インプラント治療とMRI検査の影響について
「インプラント治療を受けているので,MRI検査を受けても大丈夫か確認してほしいと医者に言われた」
「将来MRI検査を受けられなくなるという噂を聞いたので,インプラント治療を受けるか迷っている」
このように患者様からのお問い合わせやご相談をいただき,インプラントが入っているとMRI検査が受けられないと心配なさっている方が多いと思いますが,結論から申し上げると,
歯科領域の治療で用いられるデンタルインプラントのほとんどはMRI検査を受けられます.
ただし,インプラント治療に限らず,MRI検査を受けられなくなるケースがあり,
マグネット,あるいは磁力に反応する金属が使われている場合はMRI検査を受けられません.
実は,MRI検査を受けられなくなるケースはデンタルインプラントとは無関係の場合が多いです.
ではなぜ,インプラント治療を受けているとMRI検査をする際,注意が必要なのでしょうか.
インプラントとは
世間に周知されているインプラントといえば,失われた歯を再び取り戻す歯科のインプラント治療を思い浮かべる方が多いかと思います.他にも医科領域では多くのインプラント治療が存在します.
・血管などのカテーテル
・心臓のペースメーカー
・人工弁,人工関節,人工内耳
・術後の欠損を補うシリコーン,義眼など
インプラントとは,体内に設置する医療機器の総称を意味し,使われる素材も様々で,中には精密機器を内蔵したものもあります.

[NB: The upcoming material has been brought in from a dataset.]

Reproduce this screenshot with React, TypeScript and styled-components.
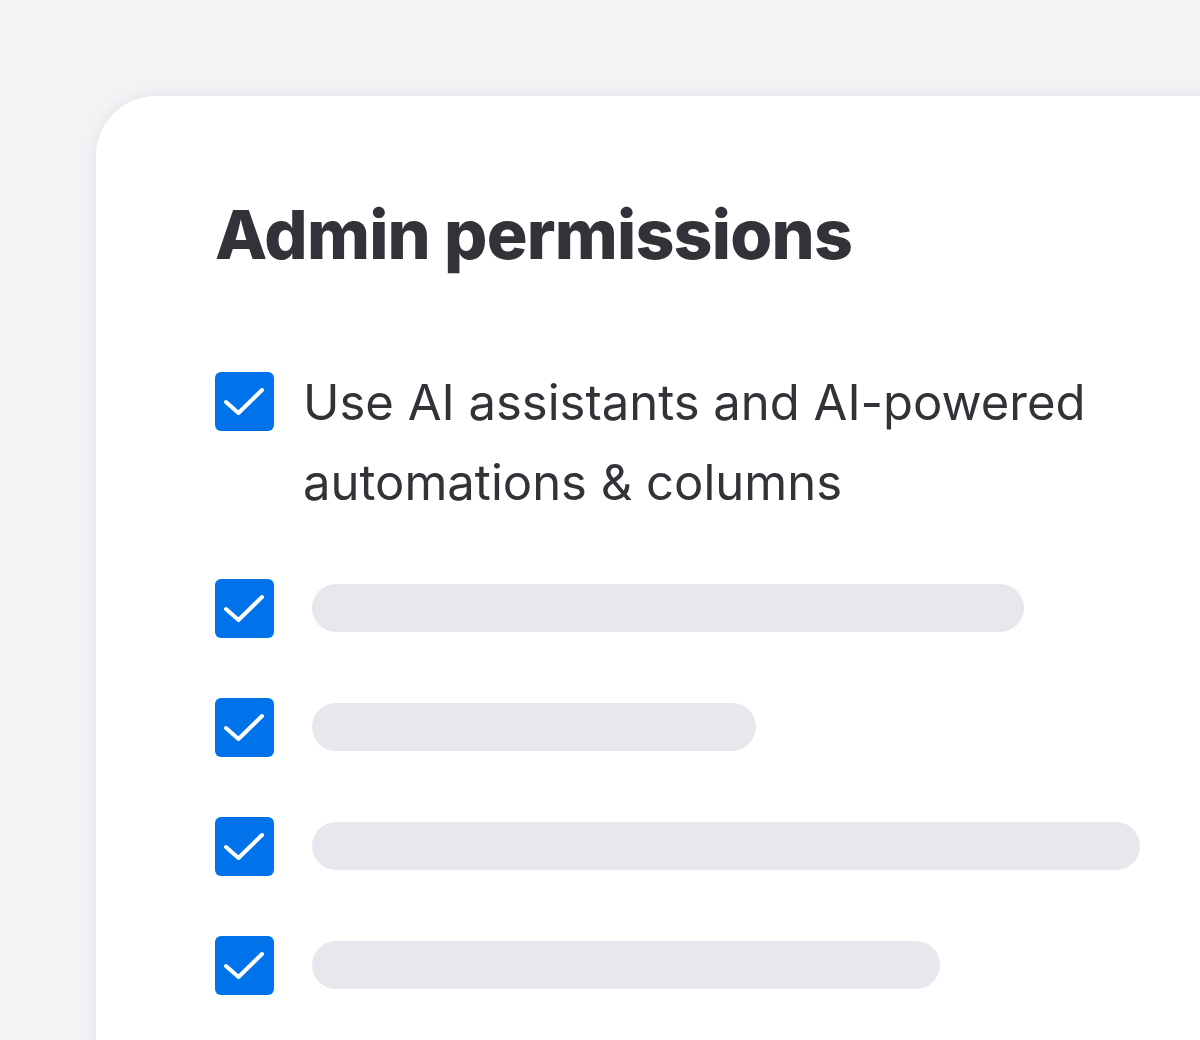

MRI(Magnetic Resonance Imaging)検査とは
磁力を用いて身体の柔らかい組織を映し出す撮影方法です.CT撮影のように3D断層画像で審査することができます.磁場を発生させてデータを収集するので,その磁場を乱す,あるいは反応する素材が存在すると撮影ができなくなってしまいます.
MRI検査が受けられないケースとは
検査で発生させる磁場の影響を受ける金属素材(磁石がくっつく金属素材)が用いられている場合,撮影データをうまく収集できないだけでなく,金属の発熱が起こり火傷を負ってしまう可能性があります.

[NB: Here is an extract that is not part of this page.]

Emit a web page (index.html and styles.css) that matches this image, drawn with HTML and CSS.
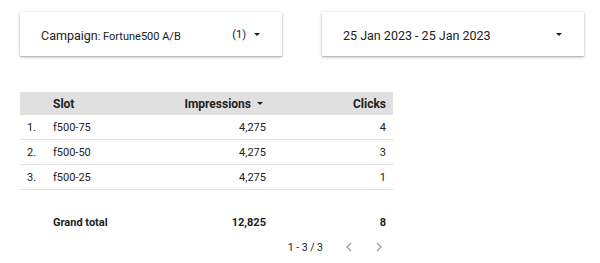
FILE: index.html
```html
<!DOCTYPE html>
<html>
<head>
<meta charset="utf-8">
<link rel="stylesheet" href="styles.css">
</head>
<body>
<div class="controls">
  <div class="card">
    <div class="label"><span class="key">Campaign</span><span class="val">: Fortune500 A/B</span></div>
    <div class="right"><span class="count">(1)</span><span class="caret"></span></div>
  </div>
  <div class="card">
    <div class="label"><span class="key">25 Jan 2023 - 25 Jan 2023</span></div>
    <div class="right"><span class="caret"></span></div>
  </div>
</div>
<div class="table">
  <div class="row head">
    <div class="c num"></div>
    <div class="c slot">Slot</div>
    <div class="c imp">Impressions<span class="sort"></span></div>
    <div class="c clk">Clicks</div>
  </div>
  <div class="row">
    <div class="c num">1.</div>
    <div class="c slot">f500-75</div>
    <div class="c imp">4,275</div>
    <div class="c clk">4</div>
  </div>
  <div class="row">
    <div class="c num">2.</div>
    <div class="c slot">f500-50</div>
    <div class="c imp">4,275</div>
    <div class="c clk">3</div>
  </div>
  <div class="row">
    <div class="c num">3.</div>
    <div class="c slot">f500-25</div>
    <div class="c imp">4,275</div>
    <div class="c clk">1</div>
  </div>
  <div class="row total">
    <div class="c num"></div>
    <div class="c slot">Grand total</div>
    <div class="c imp">12,825</div>
    <div class="c clk">8</div>
  </div>
  <div class="pager">
    <span class="range">1 - 3 / 3</span>
    <svg class="chev" width="12" height="12" viewBox="0 0 12 12"><path d="M8 2 L4 6 L8 10" fill="none" stroke="#9e9e9e" stroke-width="1.4"/></svg>
    <svg class="chev" width="12" height="12" viewBox="0 0 12 12"><path d="M4 2 L8 6 L4 10" fill="none" stroke="#9e9e9e" stroke-width="1.4"/></svg>
  </div>
</div>
</body>
</html>
```

FILE: styles.css
```css
* { box-sizing: border-box; }
html, body { margin: 0; padding: 0; background: #fff; }
body {
  font-family: Roboto, "Liberation Sans", sans-serif;
  color: #212121;
  width: 600px;
  height: 263px;
  overflow: hidden;
}
.controls {
  display: flex;
  gap: 40px;
  padding: 12px 0 0 20px;
}
.card {
  width: 262px;
  height: 44px;
  background: #fff;
  box-shadow: 0 1px 3px rgba(0,0,0,0.28), 0 1px 1px rgba(0,0,0,0.12);
  display: flex;
  align-items: center;
  justify-content: space-between;
  padding: 0 22px 0 21px;
}
.key { font-size: 12.5px; }
.val { font-size: 11px; }
.right { display: flex; align-items: center; gap: 8px; font-size: 11px; }
.caret {
  width: 0; height: 0;
  border-left: 3.5px solid transparent;
  border-right: 3.5px solid transparent;
  border-top: 3.5px solid #212121;
}
.table {
  margin: 36px 0 0 20px;
  width: 373px;
}
.row {
  display: grid;
  grid-template-columns: 33px 1fr 100px 127px;
  height: 25px;
  align-items: center;
  font-size: 11px;
  border-bottom: 1px solid #e0e0e0;
}
.row.head {
  height: 23px;
  background: #e0e0e0;
  font-weight: 700;
  font-size: 12px;
  border-bottom: none;
}
.c.num { padding-left: 7px; }
.c.imp { text-align: right; }
.c.clk { text-align: right; padding-right: 7px; }
.head .imp { padding-right: 3px; display: flex; justify-content: flex-end; align-items: center; }
.sort {
  display: inline-block;
  margin-left: 6px;
  width: 0; height: 0;
  border-left: 3px solid transparent;
  border-right: 3px solid transparent;
  border-top: 3px solid #212121;
}
.row.total {
  margin-top: 20px;
  border-bottom: none;
  font-weight: 700;
}
.pager {
  display: flex;
  justify-content: flex-end;
  align-items: center;
  height: 24px;
  font-size: 10.5px;
  padding-right: 8px;
  gap: 18px;
}
.range { margin-right: 2px; }
```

心臓のペースメーカー,人工内耳,義眼などで発生したケースがあるようで,その場合は禁忌となっていますが,近年では,MRI撮影を考慮した機器もあるため,必ずしも撮影不可とはならないので主治医に確認する必要があります.
歯科領域では,マグネットデンチャー(磁石を使った入れ歯)が該当するので,MRI撮影室に入れ歯を持ち込むことはできません.また,土台となる金属にキーパーと呼ばれる素材が使われているため,撮影のためキーパーを除去しなければならない可能性があります.
MRI撮影可能な歯科領域で用いられる素材
虫歯治療,ブリッジ,入れ歯,インプラントなど多く治療で様々な素材が使われています.
・保険診療で用いられる金銀パラジウム合金や銀合金
・自由診療で用いられる金合金
・e-max,ジルコニアなどセラミック素材
・インプラントに用いられるチタン素材
上記は問題なくMRI撮影が可能です.
しかし,撮影データに影響する可能性はあり,金属やセラミックの周囲は画像が乱れて影が映ることがありますが,診断自体に影響することは稀であるようです.

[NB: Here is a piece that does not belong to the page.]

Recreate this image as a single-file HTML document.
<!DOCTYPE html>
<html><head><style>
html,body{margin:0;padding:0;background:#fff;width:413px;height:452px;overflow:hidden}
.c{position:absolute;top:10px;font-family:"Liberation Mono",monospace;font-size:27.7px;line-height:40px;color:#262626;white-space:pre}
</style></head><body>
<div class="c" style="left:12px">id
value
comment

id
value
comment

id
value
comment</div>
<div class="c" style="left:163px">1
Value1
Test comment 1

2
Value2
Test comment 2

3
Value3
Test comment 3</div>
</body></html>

デンタルインプラント治療を受けても,MRI撮影はできます
歯科におけるインプラント治療素材の主流はチタンとセラミックです.
どちらも磁石に反応する素材ではないので,インプラント治療を受けてもMRI撮影が不可能になることはありません.
それでも医師が確認を求めるのは,正規のインプラントシステムを使っているか,マグネットを使用しているかを知りたいためで,そのような医師は慎重で丁寧な方だと思います.
まとめ
歯科でインプラント治療を受けた患者様がMRI検査を受けることに問題はありません.しかし,インプラントにマグネットを使ったオーバーデンチャーなど,注意しなければならないケースもあります.
MRI撮影の際,注意しなければならないのは体に磁石,あるいは磁石に反応する金属を身につけているかどうかです.
指輪・ピアスなどのアクセサリー,入れ歯,補聴器など取り外し可能なものは外しましょう.
ご自身で取り外しができないもの,取り外しが不可能なものを装着している場合は主治医に確認しましょう.